··· MATERIAL FOR THIS TASK ···

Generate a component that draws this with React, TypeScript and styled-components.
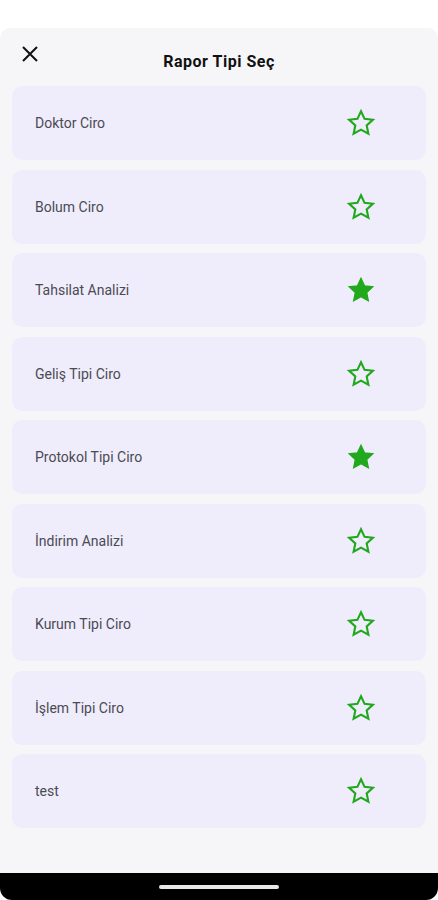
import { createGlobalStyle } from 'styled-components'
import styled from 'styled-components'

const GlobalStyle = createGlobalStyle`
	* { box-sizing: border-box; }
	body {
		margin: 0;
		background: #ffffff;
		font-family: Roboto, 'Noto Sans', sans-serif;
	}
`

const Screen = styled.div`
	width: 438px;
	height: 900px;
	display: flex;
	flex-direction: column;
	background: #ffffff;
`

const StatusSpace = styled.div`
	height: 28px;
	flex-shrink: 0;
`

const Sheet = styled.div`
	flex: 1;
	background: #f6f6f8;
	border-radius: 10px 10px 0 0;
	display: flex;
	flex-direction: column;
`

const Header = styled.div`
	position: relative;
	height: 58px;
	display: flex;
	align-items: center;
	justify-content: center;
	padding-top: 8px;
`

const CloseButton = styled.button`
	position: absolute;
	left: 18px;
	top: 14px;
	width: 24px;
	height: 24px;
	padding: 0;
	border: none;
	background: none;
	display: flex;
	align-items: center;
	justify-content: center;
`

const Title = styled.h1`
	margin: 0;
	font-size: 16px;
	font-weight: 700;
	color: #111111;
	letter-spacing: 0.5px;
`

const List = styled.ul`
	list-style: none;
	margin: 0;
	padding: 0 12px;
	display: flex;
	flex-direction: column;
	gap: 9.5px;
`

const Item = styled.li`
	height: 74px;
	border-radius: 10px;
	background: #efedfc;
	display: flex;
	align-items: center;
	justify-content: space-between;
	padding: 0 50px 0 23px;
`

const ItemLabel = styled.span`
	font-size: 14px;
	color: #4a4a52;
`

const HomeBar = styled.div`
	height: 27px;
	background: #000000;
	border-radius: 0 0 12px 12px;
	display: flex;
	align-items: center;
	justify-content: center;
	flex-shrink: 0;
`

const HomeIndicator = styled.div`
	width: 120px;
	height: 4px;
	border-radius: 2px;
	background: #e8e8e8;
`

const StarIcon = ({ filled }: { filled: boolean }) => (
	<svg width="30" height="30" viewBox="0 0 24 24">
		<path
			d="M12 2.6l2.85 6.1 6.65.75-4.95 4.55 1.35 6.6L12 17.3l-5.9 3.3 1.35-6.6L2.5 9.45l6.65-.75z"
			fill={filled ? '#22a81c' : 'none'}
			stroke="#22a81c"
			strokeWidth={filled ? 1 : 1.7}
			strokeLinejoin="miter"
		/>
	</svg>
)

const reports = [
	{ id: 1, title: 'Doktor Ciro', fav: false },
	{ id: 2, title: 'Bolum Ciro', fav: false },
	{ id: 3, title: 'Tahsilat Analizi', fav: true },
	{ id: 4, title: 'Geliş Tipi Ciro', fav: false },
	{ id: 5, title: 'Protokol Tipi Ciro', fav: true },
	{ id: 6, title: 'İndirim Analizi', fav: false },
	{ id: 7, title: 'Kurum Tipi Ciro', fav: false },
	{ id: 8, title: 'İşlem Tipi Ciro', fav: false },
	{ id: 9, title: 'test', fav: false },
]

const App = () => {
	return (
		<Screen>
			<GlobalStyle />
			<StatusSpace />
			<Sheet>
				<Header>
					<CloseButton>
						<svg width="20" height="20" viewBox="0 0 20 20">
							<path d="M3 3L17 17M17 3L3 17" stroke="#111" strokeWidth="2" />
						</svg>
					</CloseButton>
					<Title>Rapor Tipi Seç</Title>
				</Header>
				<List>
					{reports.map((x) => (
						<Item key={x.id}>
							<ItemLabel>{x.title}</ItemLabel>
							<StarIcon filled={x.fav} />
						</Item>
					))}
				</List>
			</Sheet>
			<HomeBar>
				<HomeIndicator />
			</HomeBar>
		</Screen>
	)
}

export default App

···
··· MATERIAL FOR THIS TASK ···

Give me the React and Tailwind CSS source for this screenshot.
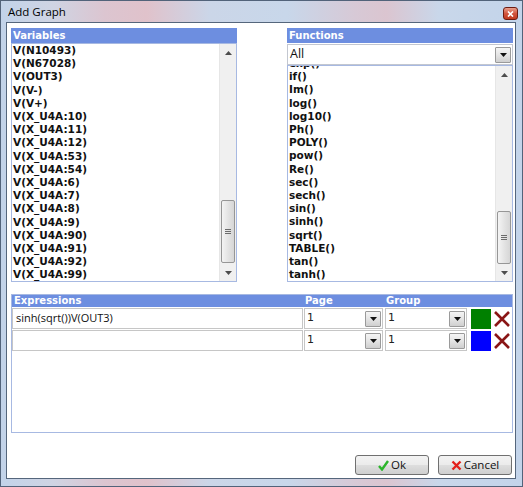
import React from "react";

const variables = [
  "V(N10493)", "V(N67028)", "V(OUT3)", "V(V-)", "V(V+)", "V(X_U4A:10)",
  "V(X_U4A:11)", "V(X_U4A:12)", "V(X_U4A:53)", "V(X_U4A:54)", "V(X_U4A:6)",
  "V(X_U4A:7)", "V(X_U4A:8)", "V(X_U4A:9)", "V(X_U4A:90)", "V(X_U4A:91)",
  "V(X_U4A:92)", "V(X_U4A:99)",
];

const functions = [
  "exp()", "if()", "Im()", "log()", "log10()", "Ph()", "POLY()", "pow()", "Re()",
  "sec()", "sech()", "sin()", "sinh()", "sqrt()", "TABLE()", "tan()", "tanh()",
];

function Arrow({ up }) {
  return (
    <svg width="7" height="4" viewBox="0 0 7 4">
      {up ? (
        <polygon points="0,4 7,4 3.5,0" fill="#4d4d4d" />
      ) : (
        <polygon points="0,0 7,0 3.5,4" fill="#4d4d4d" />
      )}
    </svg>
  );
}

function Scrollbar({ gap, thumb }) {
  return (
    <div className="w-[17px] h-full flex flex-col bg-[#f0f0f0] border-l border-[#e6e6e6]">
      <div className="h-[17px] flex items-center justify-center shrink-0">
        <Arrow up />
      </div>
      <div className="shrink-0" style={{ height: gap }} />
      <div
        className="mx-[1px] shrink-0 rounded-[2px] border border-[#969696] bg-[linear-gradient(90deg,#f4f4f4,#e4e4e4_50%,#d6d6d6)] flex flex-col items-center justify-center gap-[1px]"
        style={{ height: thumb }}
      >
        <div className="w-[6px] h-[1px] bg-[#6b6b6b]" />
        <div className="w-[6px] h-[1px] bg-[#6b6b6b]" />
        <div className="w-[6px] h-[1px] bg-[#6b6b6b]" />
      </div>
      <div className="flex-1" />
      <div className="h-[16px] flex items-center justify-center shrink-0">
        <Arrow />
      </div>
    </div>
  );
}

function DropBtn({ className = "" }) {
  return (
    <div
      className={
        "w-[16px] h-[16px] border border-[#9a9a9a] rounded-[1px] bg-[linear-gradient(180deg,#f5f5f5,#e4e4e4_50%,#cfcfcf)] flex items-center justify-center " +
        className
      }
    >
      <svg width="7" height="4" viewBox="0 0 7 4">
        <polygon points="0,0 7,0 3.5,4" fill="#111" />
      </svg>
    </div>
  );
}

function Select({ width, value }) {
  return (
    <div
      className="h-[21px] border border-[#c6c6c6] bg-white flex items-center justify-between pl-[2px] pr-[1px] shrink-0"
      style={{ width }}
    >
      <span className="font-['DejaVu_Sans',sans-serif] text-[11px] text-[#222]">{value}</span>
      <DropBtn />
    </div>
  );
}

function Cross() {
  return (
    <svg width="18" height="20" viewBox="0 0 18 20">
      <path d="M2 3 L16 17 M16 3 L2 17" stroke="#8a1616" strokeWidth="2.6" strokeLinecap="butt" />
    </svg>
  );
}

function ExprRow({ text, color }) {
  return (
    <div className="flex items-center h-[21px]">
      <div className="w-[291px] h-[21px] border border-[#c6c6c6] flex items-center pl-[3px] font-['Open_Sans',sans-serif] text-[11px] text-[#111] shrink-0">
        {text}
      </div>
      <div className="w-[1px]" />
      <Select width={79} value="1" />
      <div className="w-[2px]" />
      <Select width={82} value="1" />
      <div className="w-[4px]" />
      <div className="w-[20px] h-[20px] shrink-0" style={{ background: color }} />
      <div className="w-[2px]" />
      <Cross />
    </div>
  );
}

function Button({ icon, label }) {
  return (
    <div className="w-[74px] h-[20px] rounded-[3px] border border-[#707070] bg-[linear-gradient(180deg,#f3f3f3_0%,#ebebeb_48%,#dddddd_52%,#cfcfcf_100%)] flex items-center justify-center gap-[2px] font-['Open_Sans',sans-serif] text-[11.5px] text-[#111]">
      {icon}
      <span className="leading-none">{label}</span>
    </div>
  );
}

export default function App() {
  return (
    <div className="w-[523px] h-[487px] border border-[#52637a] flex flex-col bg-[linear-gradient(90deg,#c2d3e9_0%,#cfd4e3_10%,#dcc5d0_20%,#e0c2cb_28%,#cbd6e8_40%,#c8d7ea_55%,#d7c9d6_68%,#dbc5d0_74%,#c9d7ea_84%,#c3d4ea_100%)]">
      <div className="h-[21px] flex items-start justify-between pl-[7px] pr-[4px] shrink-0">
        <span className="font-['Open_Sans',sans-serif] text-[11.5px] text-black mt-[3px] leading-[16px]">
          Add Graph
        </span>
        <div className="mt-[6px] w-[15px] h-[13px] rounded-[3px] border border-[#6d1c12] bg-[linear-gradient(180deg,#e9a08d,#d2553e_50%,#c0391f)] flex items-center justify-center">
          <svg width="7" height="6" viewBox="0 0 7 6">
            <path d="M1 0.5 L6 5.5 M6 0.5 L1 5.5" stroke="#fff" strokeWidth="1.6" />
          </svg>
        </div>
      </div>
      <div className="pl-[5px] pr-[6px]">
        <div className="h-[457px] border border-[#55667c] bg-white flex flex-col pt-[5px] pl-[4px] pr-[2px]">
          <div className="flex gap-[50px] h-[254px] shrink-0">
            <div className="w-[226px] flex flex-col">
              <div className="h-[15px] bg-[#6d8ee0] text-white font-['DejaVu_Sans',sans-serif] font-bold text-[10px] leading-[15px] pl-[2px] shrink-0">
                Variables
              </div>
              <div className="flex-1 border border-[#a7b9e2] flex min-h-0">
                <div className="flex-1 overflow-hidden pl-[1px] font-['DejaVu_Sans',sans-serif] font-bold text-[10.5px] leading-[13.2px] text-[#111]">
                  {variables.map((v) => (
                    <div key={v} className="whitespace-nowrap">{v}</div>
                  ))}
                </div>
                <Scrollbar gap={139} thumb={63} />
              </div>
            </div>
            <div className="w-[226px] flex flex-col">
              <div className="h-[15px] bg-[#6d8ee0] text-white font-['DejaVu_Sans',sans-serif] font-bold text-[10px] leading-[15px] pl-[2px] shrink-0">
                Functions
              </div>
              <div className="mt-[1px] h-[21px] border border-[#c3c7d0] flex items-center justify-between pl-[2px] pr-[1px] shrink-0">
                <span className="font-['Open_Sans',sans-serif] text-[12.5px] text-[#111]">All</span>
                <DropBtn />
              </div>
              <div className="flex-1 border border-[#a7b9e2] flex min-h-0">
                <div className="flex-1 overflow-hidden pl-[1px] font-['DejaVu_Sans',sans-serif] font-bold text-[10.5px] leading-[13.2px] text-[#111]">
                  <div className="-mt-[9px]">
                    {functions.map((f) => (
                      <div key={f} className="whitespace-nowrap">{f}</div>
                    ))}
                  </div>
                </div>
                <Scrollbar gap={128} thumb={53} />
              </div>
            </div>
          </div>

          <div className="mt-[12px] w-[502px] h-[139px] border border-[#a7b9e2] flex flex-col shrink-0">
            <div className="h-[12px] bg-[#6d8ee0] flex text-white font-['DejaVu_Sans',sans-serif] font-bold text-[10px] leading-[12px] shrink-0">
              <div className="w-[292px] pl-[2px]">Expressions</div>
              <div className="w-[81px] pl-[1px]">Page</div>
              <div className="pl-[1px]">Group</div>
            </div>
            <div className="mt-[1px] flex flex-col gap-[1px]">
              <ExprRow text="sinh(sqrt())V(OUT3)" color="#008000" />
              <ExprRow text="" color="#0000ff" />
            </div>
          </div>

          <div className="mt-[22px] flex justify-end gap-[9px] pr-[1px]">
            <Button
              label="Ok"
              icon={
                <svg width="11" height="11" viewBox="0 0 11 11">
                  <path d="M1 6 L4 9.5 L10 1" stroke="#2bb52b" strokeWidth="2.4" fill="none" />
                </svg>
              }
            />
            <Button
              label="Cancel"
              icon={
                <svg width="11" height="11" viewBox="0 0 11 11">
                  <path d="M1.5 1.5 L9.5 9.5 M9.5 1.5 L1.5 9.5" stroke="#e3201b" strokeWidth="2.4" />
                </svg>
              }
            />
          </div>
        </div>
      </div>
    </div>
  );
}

···

▸ WHAT NEEDS TO BE DONE
Select and copy every line from the records that includes the word "React".

▸ RESPONSE FOR THIS EXERCISE
Generate a component that draws this with React, TypeScript and styled-components.
Give me the React and Tailwind CSS source for this screenshot.
import React from "react";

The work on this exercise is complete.